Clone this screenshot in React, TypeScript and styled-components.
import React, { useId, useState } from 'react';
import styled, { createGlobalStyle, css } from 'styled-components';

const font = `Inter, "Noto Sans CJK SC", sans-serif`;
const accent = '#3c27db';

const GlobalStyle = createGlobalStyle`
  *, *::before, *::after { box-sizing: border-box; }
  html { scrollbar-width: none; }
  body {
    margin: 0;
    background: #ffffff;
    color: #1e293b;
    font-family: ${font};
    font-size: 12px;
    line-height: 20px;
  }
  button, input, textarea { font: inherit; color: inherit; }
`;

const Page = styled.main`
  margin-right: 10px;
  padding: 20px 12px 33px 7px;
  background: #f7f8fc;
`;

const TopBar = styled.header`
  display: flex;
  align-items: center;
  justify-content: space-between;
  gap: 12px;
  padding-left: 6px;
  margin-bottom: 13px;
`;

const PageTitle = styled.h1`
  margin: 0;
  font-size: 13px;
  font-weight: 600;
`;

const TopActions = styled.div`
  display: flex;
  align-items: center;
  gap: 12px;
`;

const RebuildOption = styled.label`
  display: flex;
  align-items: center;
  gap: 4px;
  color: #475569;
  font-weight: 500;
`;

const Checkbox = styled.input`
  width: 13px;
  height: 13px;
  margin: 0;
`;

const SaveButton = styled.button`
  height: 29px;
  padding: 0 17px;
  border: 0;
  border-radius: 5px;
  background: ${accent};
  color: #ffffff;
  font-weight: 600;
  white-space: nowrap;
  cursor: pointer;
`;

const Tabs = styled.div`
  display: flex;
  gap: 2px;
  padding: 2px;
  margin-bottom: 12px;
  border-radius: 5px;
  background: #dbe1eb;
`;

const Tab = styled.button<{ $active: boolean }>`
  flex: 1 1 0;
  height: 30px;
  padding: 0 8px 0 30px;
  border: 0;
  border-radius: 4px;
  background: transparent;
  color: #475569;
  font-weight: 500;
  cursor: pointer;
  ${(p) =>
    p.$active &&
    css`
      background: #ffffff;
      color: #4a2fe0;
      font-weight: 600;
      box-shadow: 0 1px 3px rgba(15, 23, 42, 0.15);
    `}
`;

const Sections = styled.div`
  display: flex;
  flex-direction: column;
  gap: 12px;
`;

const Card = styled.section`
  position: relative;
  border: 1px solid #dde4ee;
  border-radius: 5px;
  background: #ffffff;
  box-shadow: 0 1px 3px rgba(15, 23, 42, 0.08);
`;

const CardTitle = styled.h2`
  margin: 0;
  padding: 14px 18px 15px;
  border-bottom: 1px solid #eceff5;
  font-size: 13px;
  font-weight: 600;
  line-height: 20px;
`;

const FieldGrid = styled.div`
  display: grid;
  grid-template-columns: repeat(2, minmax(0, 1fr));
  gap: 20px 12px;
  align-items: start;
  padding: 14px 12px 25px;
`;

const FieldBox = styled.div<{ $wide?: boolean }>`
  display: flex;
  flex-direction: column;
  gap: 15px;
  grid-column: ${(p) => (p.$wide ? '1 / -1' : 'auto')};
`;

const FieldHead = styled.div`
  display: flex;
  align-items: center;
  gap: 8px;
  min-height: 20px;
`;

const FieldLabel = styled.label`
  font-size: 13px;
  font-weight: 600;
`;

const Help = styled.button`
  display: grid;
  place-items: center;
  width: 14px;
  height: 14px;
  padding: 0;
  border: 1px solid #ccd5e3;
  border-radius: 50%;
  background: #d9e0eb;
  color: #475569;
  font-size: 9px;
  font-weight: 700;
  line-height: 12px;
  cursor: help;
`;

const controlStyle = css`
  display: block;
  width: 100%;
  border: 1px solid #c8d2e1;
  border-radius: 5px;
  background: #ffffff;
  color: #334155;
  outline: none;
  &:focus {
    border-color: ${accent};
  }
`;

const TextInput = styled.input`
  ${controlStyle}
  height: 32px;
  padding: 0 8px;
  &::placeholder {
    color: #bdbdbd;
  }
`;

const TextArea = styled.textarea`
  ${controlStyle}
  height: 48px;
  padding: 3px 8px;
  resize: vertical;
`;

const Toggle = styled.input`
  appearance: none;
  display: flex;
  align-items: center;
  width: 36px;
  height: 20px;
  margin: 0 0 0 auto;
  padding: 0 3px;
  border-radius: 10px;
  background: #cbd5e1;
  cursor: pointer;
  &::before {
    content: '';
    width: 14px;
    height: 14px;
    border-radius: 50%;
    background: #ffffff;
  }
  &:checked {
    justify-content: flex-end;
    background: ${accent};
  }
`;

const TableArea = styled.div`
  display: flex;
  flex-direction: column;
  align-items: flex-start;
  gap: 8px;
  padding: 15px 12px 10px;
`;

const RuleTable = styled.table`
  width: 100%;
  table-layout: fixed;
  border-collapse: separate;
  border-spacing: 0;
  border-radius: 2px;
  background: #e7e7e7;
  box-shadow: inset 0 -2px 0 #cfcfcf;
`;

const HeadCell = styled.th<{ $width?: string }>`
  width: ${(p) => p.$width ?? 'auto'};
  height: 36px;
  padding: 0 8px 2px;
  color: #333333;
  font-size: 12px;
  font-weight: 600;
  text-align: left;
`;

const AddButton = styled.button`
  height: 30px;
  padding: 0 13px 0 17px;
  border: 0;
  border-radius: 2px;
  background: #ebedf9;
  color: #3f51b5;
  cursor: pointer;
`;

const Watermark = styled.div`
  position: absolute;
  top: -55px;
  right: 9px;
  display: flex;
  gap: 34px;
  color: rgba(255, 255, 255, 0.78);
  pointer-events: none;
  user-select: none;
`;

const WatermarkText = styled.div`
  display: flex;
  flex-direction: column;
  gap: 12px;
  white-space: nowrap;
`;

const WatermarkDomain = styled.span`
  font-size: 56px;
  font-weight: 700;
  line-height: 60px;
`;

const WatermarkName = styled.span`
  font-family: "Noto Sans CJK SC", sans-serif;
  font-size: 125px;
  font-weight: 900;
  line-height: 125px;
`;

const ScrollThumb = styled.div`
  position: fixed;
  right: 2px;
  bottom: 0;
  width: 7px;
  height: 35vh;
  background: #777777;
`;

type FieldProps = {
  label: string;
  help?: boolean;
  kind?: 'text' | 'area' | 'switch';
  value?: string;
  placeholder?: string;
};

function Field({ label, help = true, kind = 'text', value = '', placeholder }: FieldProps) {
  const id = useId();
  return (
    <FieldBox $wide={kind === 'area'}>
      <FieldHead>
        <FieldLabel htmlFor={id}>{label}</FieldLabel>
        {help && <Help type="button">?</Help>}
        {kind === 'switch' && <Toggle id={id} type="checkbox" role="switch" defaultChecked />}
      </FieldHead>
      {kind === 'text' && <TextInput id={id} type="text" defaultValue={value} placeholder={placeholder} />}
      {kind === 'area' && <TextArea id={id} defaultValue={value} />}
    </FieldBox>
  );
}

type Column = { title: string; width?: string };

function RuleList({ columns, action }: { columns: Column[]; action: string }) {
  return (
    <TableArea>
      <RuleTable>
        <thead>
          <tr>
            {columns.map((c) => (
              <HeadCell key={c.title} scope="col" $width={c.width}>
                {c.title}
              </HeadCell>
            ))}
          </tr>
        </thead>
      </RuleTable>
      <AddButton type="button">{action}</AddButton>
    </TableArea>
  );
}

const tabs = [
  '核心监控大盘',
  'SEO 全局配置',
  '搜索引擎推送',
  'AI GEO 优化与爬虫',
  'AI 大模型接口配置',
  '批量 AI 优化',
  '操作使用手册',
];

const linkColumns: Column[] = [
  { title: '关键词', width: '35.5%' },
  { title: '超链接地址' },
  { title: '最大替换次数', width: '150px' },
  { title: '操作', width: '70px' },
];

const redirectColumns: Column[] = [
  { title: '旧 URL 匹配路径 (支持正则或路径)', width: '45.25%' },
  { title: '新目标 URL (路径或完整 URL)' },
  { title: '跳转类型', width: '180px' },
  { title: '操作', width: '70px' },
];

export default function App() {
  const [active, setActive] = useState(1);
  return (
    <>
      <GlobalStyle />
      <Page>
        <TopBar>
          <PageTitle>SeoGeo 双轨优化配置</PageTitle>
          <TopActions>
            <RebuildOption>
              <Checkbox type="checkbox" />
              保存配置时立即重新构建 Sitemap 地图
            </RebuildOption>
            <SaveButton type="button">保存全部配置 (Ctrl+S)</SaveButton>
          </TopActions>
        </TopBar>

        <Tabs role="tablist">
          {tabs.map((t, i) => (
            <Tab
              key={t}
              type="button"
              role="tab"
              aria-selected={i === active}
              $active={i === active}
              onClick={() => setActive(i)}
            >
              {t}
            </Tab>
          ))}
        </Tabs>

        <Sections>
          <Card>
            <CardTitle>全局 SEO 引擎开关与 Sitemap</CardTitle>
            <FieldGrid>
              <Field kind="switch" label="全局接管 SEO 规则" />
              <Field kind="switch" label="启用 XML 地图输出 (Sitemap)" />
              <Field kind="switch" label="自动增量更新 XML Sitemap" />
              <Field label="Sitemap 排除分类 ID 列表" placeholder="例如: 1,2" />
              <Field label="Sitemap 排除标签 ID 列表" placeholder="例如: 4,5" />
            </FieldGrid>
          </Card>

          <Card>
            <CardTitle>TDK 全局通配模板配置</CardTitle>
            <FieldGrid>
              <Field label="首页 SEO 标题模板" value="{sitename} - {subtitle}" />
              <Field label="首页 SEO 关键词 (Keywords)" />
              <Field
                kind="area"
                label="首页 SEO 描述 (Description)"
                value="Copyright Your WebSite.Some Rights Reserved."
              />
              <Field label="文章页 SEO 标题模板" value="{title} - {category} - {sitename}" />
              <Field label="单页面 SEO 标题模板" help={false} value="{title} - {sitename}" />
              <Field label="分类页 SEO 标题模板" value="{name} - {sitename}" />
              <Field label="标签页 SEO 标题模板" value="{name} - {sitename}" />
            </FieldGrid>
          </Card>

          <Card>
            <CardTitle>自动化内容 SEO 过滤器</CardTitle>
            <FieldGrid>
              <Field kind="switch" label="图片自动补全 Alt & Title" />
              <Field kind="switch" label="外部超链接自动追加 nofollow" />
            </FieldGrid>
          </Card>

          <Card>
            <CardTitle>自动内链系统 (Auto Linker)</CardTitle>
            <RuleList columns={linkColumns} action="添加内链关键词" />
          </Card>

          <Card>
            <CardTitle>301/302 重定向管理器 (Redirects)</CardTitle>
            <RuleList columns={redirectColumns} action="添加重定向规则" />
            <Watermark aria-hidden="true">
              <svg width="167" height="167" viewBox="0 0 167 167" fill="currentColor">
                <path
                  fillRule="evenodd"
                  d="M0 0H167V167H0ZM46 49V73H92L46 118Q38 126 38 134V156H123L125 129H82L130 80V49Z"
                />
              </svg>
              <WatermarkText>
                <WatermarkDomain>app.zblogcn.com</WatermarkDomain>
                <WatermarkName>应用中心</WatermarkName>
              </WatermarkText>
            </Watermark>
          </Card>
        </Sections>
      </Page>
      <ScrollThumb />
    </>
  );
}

_ _ _ _ _

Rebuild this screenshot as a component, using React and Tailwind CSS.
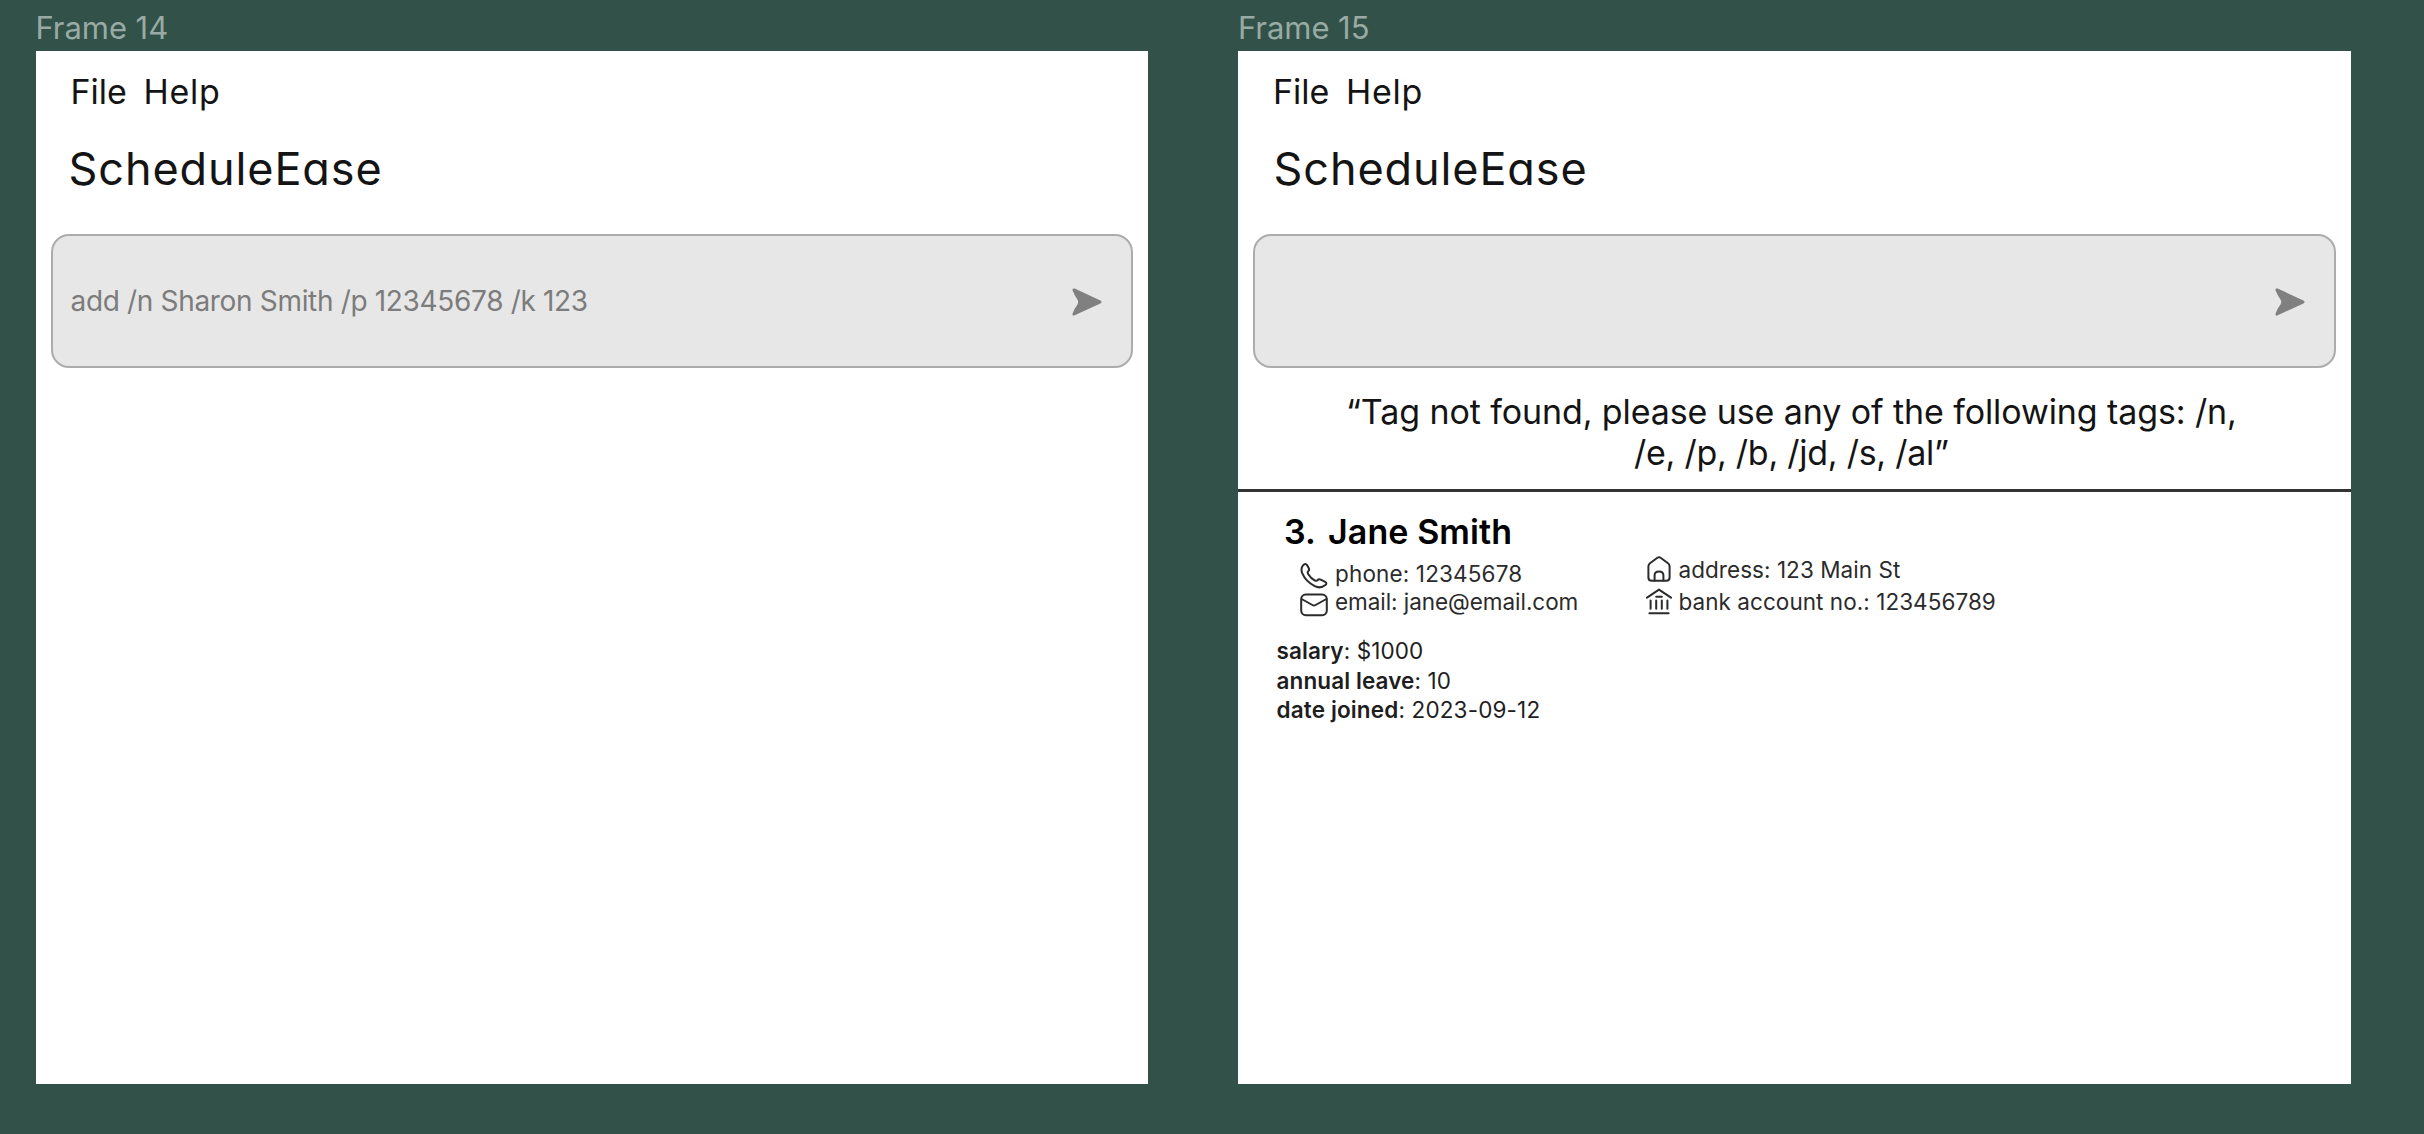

_ _ _ _ _

#### Problem:
From the line containing "Clone this screenshot" down to the line containing "const accent = '#3c27db';" in the material above, reproduce every line exactly, including the two end lines.

#### Response below:
Clone this screenshot in React, TypeScript and styled-components.
import React, { useId, useState } from 'react';
import styled, { createGlobalStyle, css } from 'styled-components';

const font = `Inter, "Noto Sans CJK SC", sans-serif`;
const accent = '#3c27db';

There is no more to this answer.